Wie kann man Sprit sparen?

Wer beim Autofahren etwas Sprit sparen will, sollte möglichst früh hochschalten und den ersten Gang nur zum Anfahren nutzen. Anschließend schalten Autofahrer in Zehnerschritten hoch, nennt die „ADAC Motorwelt“ eine Faustregel. Demnach legen Autofahrerinnen und Autofahrer den zweiten Gang bei 20 km/h ein, den dritten bei Tempo 30 und so weiter.Wer niedertourig fährt, schadet dem Bericht zufolge modernen Motoren nicht. Wer ein Automatikgetriebe hat, sollte den Ecomodus wählen. Je nach Hersteller kann solch ein Spritsparprogramm auch anders heißen.
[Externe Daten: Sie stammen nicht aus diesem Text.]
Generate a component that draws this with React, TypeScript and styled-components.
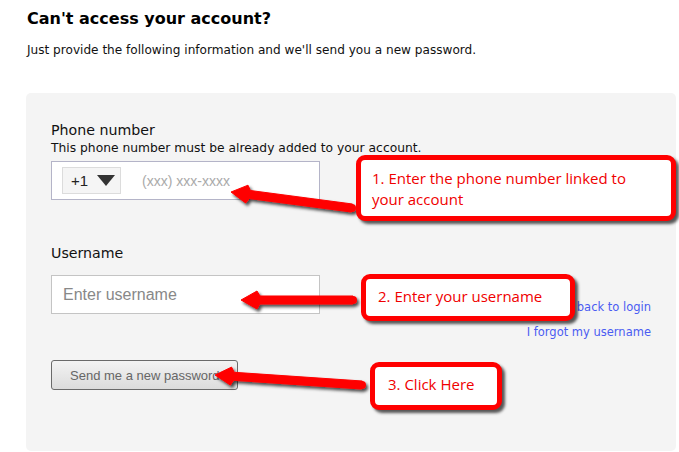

Außerdem wichtig: öfter mal rollen lassen. Wer bei eingelegtem Gang den Fuß vom Gas nimmt, verbraucht keinen Sprit. Die Schubabschaltung sorgt dann dafür, dass die Kraftstoffzufuhr abgeschaltet wird, das Auto nutzt dann nur die Bewegungsenergie. So kann man zum Beispiel an rote Ampeln heranrollen. Je kleiner der eingelegte Gang ist, desto höher ist der Bremseffekt.